I have passport, driver license, credit card and tax file numbers. These numbers identify me. But they do not define me. Not even my employment, wealth, nationality, marital or family status defines me. Who, rather than what defines me, is God. I am a child of God, as are all human beings created in His image. Further, I am a Christian - a person whose fractured relationship with God has been completely and forever restored through the sacrificial life, death and resurrection of Jesus Christ. This is all God’s work – none of it mine. If any label defines me it is ‘Christian’. It may be the most obvious, but it’s not necessarily the most helpful badge I can wear. Let me explain.
In the New Testament, the word Christian – literally ‘little Christ’ – was first used to describe Jesus’ followers in Antioch (Acts 11:26). In all, the word Christian is only used 3 times throughout the bible. By contrast, the word disciple is used 269 times. A disciple is literally a follower - someone who goes where Jesus goes, follows where Jesus leads. To be called a Christian can (inaccurately) suggest having reached a settled state, whereas to be a disciple is to be forever on the move, knowing that Jesus calls us always onwards until we reach the finish line of faith. Where I am on the discipleship journey is less important than the direction I am heading. It does not matter if I am at the start line of faith or nearing the finish line; what matters most is whether I am consciously and intentionally following Jesus – moving towards him.

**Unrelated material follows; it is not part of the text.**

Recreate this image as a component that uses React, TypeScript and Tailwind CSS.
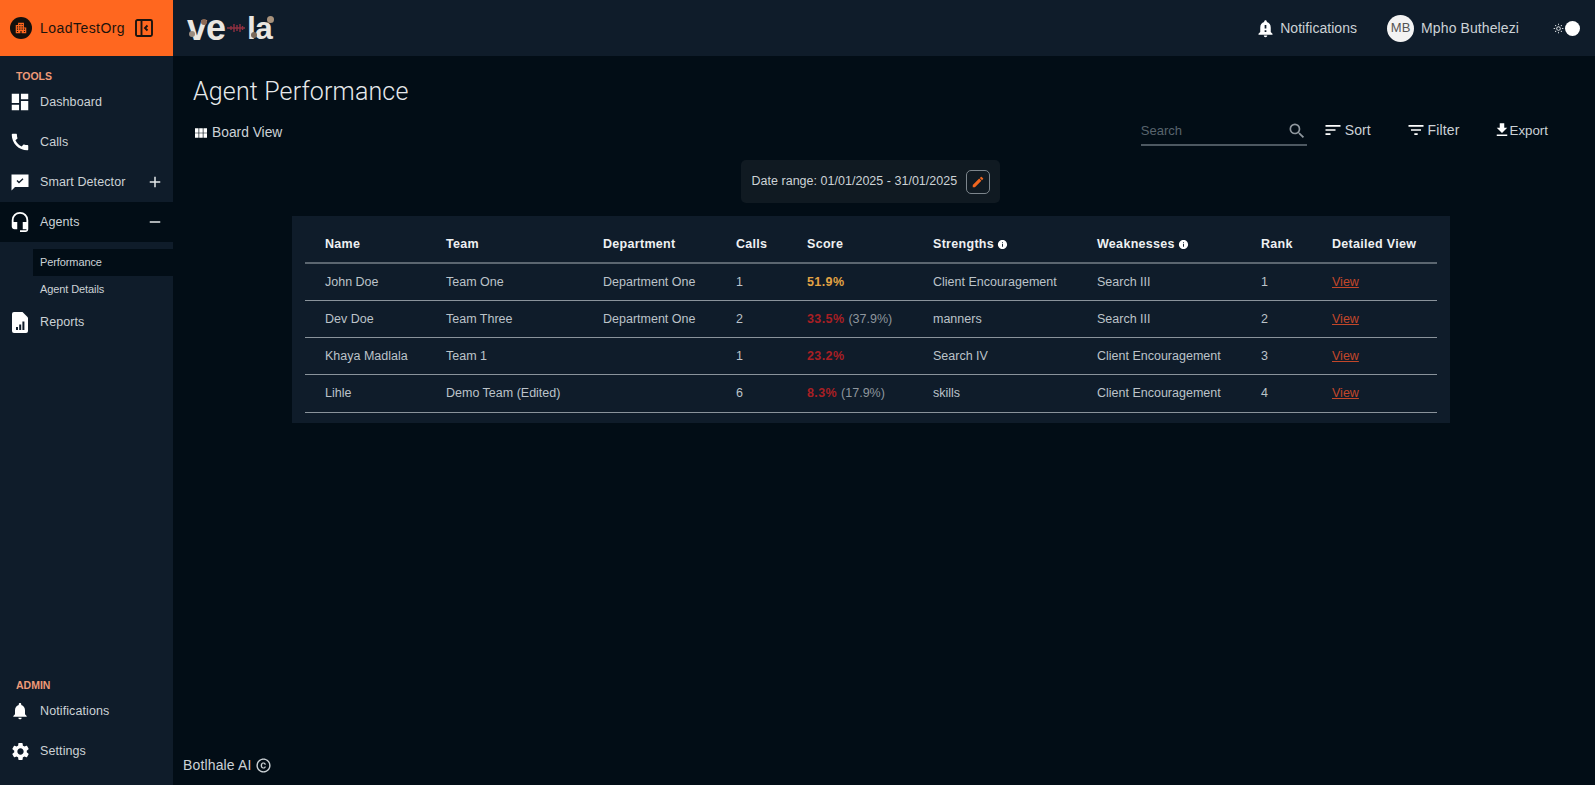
import React from "react";
import {
  MdDashboard, MdCall, MdHeadsetMic, MdNotifications, MdSettings, MdAdd, MdRemove,
  MdNotificationImportant, MdSearch, MdSort, MdFilterList, MdFileDownload, MdViewModule,
  MdEdit, MdInfo, MdApartment, MdOutlineLightMode, MdCopyright,
} from "react-icons/md";

function ChatCheck() {
  return (
    <svg viewBox="0 0 18 17" className="w-[18px] h-[17px]" fill="none">
      <path d="M0.5 0.5H17.5V13H4L0.5 16.5Z" fill="#fff" />
      <path d="M6 6.6L8 8.6L12 4.8" stroke="#0f1c2a" strokeWidth="1.4" />
    </svg>
  );
}

function ReportIcon() {
  return (
    <svg viewBox="0 0 16 21" className="w-[16px] h-[21px]">
      <path d="M2 0H10.5L16 5.5V19A2 2 0 0 1 14 21H2A2 2 0 0 1 0 19V2A2 2 0 0 1 2 0Z" fill="#fff" />
      <path d="M4 15H6V18H4ZM7.2 12.5H9.2V18H7.2ZM10.4 9.5H12.4V18H10.4Z" fill="#0f1c2a" />
    </svg>
  );
}

function CollapseIcon() {
  return (
    <svg viewBox="0 0 18 18" className="w-[18px] h-[18px]" fill="none">
      <rect x="1" y="1" width="16" height="16" rx="1.5" stroke="#1a1410" strokeWidth="1.9" />
      <path d="M6.5 1V17" stroke="#1a1410" strokeWidth="1.9" />
      <path d="M12.5 6.5L10 9L12.5 11.5" stroke="#1a1410" strokeWidth="1.9" />
    </svg>
  );
}

function Logo() {
  return (
    <div className="relative flex items-center h-[30px] w-[88px] text-[#e9e6e1] font-bold text-[36px] leading-none tracking-[-1px]">
      <span>ve</span>
      <svg viewBox="0 0 20 12" className="w-[20px] h-[12px] mx-[1px] shrink-0" stroke="#8f3040" strokeWidth="1.4">
        <path d="M1 6H19M5 4V8M8 2V10M11 3V9M14 2V10M16.5 4V8" />
      </svg>
      <span className="text-[32px]">la</span>
      <span className="absolute left-[14px] top-[6px] w-[6px] h-[6px] rounded-full bg-[#8d6a55]" />
      <span className="absolute left-[2px] top-[18px] w-[6px] h-[6px] rounded-full bg-[#9a8c80]" />
      <span className="absolute left-[80px] top-[3px] w-[7px] h-[7px] rounded-full bg-[#a8927c]" />
      <span className="absolute left-[64px] top-[19px] w-[6px] h-[6px] rounded-full bg-[#7c6a5a]" />
    </div>
  );
}

function NavRow({ icon, label, sign, active }: { icon: React.ReactNode; label: string; sign?: "plus" | "minus"; active?: boolean }) {
  return (
    <div className={`flex items-center h-[40px] pl-[11px] pr-[9px] ${active ? "bg-[#020d16]" : ""}`}>
      <span className="w-[18px] h-[24px] flex items-center justify-center text-white shrink-0">{icon}</span>
      <span className="ml-[11px] pt-[1px] text-[12.5px] tracking-[0.1px] text-[#ccd2d6] flex-1">{label}</span>
      {sign === "plus" && <MdAdd className="text-[#e4e7e9] w-[18px] h-[18px]" />}
      {sign === "minus" && <MdRemove className="text-[#e4e7e9] w-[18px] h-[18px]" />}
    </div>
  );
}

const rows = [
  { name: "John Doe", team: "Team One", dept: "Department One", calls: "1", score: "51.9%", color: "text-[#e3a344]", extra: "", s: "Client Encouragement", w: "Search III", rank: "1" },
  { name: "Dev Doe", team: "Team Three", dept: "Department One", calls: "2", score: "33.5%", color: "text-[#a81f24]", extra: "(37.9%)", s: "manners", w: "Search III", rank: "2" },
  { name: "Khaya Madlala", team: "Team 1", dept: "", calls: "1", score: "23.2%", color: "text-[#a81f24]", extra: "", s: "Search IV", w: "Client Encouragement", rank: "3" },
  { name: "Lihle", team: "Demo Team (Edited)", dept: "", calls: "6", score: "8.3%", color: "text-[#a81f24]", extra: "(17.9%)", s: "skills", w: "Client Encouragement", rank: "4" },
];

const th = "text-left font-bold text-[12.5px] tracking-[0.3px] text-[#eef0f2] pl-[20px] h-[47px] pt-[11px] border-b-2 border-[#5b6670]";
const td = "pl-[20px] text-[12.5px] text-[#bcc3c9] h-[37.25px] border-b border-[#8a939b]";

export default function App() {
  return (
    <div className="flex w-full h-screen overflow-hidden bg-[#020d16] font-['Liberation_Sans',Arial,sans-serif]">
      <aside className="w-[173px] shrink-0 flex flex-col bg-[#0f1c2a]">
        <div className="h-[56px] bg-[#ff671f] flex items-center pl-[10px]">
          <span className="w-[22px] h-[22px] rounded-full bg-[#14100d] flex items-center justify-center shrink-0">
            <MdApartment className="w-[14px] h-[14px] text-[#ff671f]" />
          </span>
          <span className="ml-[8px] text-[14px] tracking-[0.45px] text-[#1d130c]">LoadTestOrg</span>
          <span className="ml-[10px] flex"><CollapseIcon /></span>
        </div>
        <div className="pt-[14px] pl-[16px] h-[26px] text-[10.5px] leading-[12px] font-bold text-[#ee9a78]">TOOLS</div>
        <NavRow icon={<MdDashboard className="w-[22px] h-[22px] shrink-0" />} label="Dashboard" />
        <NavRow icon={<MdCall className="w-[22px] h-[22px] shrink-0" />} label="Calls" />
        <NavRow icon={<ChatCheck />} label="Smart Detector" sign="plus" />
        <NavRow icon={<MdHeadsetMic className="w-[22px] h-[22px] shrink-0" />} label="Agents" sign="minus" active />
        <div className="pt-[7px] pl-[33px]">
          <div className="h-[27px] flex items-center pl-[7px] bg-[#020d16] text-[11px] tracking-[-0.1px] text-[#ccd2d6]">Performance</div>
          <div className="h-[26px] flex items-center pl-[7px] text-[11px] tracking-[-0.1px] text-[#ccd2d6]">Agent Details</div>
        </div>
        <NavRow icon={<ReportIcon />} label="Reports" />
        <div className="mt-auto pb-[14px]">
          <div className="pl-[16px] h-[12px] text-[10.5px] leading-[12px] font-bold text-[#ee9a78]">ADMIN</div>
          <NavRow icon={<MdNotifications className="w-[20px] h-[20px] shrink-0" />} label="Notifications" />
          <NavRow icon={<MdSettings className="w-[21px] h-[21px] shrink-0" />} label="Settings" />
        </div>
      </aside>

      <div className="flex-1 min-w-0 flex flex-col">
        <header className="h-[56px] bg-[#0f1c2a] flex items-center pl-[14px] pr-[15px]">
          <Logo />
          <div className="ml-auto flex items-center">
            <MdNotificationImportant className="w-[21px] h-[21px] text-white" />
            <span className="ml-[4px] text-[14px] tracking-[0.05px] text-[#ccd2d6]">Notifications</span>
            <span className="ml-[30px] w-[27px] h-[27px] rounded-full bg-[#f3f3f3] text-[#555] text-[13px] flex items-center justify-center">MB</span>
            <span className="ml-[7px] text-[14px] tracking-[0.1px] text-[#ccd2d6]">Mpho Buthelezi</span>
            <MdOutlineLightMode className="ml-[34px] w-[11px] h-[11px] text-[#d8dcdf]" />
            <span className="ml-[1px] w-[15px] h-[15px] rounded-full bg-white shrink-0" />
          </div>
        </header>

        <main className="flex-1 flex flex-col min-h-0">
          <h1 className="ml-[20px] mt-[20px] font-['Roboto',sans-serif] text-[25px] leading-[32px] font-light tracking-[0.15px] text-[#e6e9eb]">Agent Performance</h1>

          <div className="mt-[9px] h-[36px] flex items-start">
            <div className="ml-[20px] mt-[6px] flex items-center h-[20px]">
              <MdViewModule className="w-[16px] h-[16px] text-white" />
              <span className="ml-[3px] text-[13.8px] text-[#ccd2d6]">Board View</span>
            </div>
            <div className="ml-auto flex items-start">
              <div className="w-[166px] h-[30px] border-b-2 border-[#4d5861] flex items-start justify-between -mt-[1px]">
                <span className="mt-[5px] text-[13px] text-[#59646d]">Search</span>
                <MdSearch className="mt-[5px] w-[20px] h-[20px] text-[#8f979e]" />
              </div>
              <div className="ml-[16px] flex items-center h-[20px] mt-[3px]">
                <MdSort className="w-[20px] h-[20px] text-white" />
                <span className="ml-[2px] text-[14px] text-[#ccd2d6]">Sort</span>
              </div>
              <div className="ml-[35px] flex items-center h-[20px] mt-[3px]">
                <MdFilterList className="w-[20px] h-[20px] text-white" />
                <span className="ml-[2px] text-[14px] tracking-[0.15px] text-[#ccd2d6]">Filter</span>
              </div>
              <div className="ml-[33px] mr-[47px] flex items-center h-[20px] mt-[3px]">
                <MdFileDownload className="w-[18px] h-[18px] text-white" />
                <span className="-ml-[1px] pt-[1px] text-[13.3px] text-[#ccd2d6]">Export</span>
              </div>
            </div>
          </div>

          <div className="flex justify-center pr-[28px]">
            <div className="w-[259px] h-[43px] mt-[7px] rounded-[5px] bg-[#101a22] flex items-center pl-[11px]">
              <span className="text-[12.5px] tracking-[0.02px] text-[#ccd2d6]">Date range: 01/01/2025 - 31/01/2025</span>
              <span className="ml-auto mr-[10px] w-[24px] h-[24px] rounded-[5px] border border-[#7c858c] flex items-center justify-center">
                <MdEdit className="w-[14px] h-[14px] text-[#f0661f]" />
              </span>
            </div>
          </div>

          <div className="mt-[13px] ml-[119px] w-[1158px] bg-[#0f1c2a] px-[13px] pb-[10px]">
            <table className="table-fixed w-[1132px] border-collapse">
              <thead>
                <tr>
                  <th className={`${th} w-[121px]`}>Name</th>
                  <th className={`${th} w-[157px]`}>Team</th>
                  <th className={`${th} w-[133px]`}>Department</th>
                  <th className={`${th} w-[71px]`}>Calls</th>
                  <th className={`${th} w-[126px]`}>Score</th>
                  <th className={`${th} w-[164px]`}>
                    <span className="inline-flex items-center">Strengths<MdInfo className="ml-[3px] w-[11px] h-[11px] text-white" /></span>
                  </th>
                  <th className={`${th} w-[164px]`}>
                    <span className="inline-flex items-center">Weaknesses<MdInfo className="ml-[3px] w-[11px] h-[11px] text-white" /></span>
                  </th>
                  <th className={`${th} w-[71px]`}>Rank</th>
                  <th className={`${th} w-[125px]`}>Detailed View</th>
                </tr>
              </thead>
              <tbody>
                {rows.map((r) => (
                  <tr key={r.name}>
                    <td className={td}>{r.name}</td>
                    <td className={td}>{r.team}</td>
                    <td className={td}>{r.dept}</td>
                    <td className={td}>{r.calls}</td>
                    <td className={td}>
                      <span className={`font-bold tracking-[0.4px] ${r.color}`}>{r.score}</span>
                      {r.extra && <span className="ml-[4px] text-[#8e969d]">{r.extra}</span>}
                    </td>
                    <td className={td}>{r.s}</td>
                    <td className={td}>{r.w}</td>
                    <td className={td}>{r.rank}</td>
                    <td className={td}><span className="underline text-[#c2472a]">View</span></td>
                  </tr>
                ))}
              </tbody>
            </table>
          </div>

          <div className="mt-auto ml-[10px] mb-[9px] flex items-center text-[14px] tracking-[0.15px] text-[#ccd2d6]">
            Botlhale AI
            <MdCopyright className="ml-[3px] w-[17px] h-[17px]" />
          </div>
        </main>
      </div>
    </div>
  );
}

The promise of the discipleship journey is that as we journey closer and closer to Jesus, the more and more like Jesus we become, until that day when we are truly and literally Christian, that is a ‘little Christ.’ And so our goal for Newlife through 2014 is pretty simple; that every one of us, no matter where we are on the discipleship journey, will by God’s grace move even a little further along that road. Then we will see more people, more like Jesus.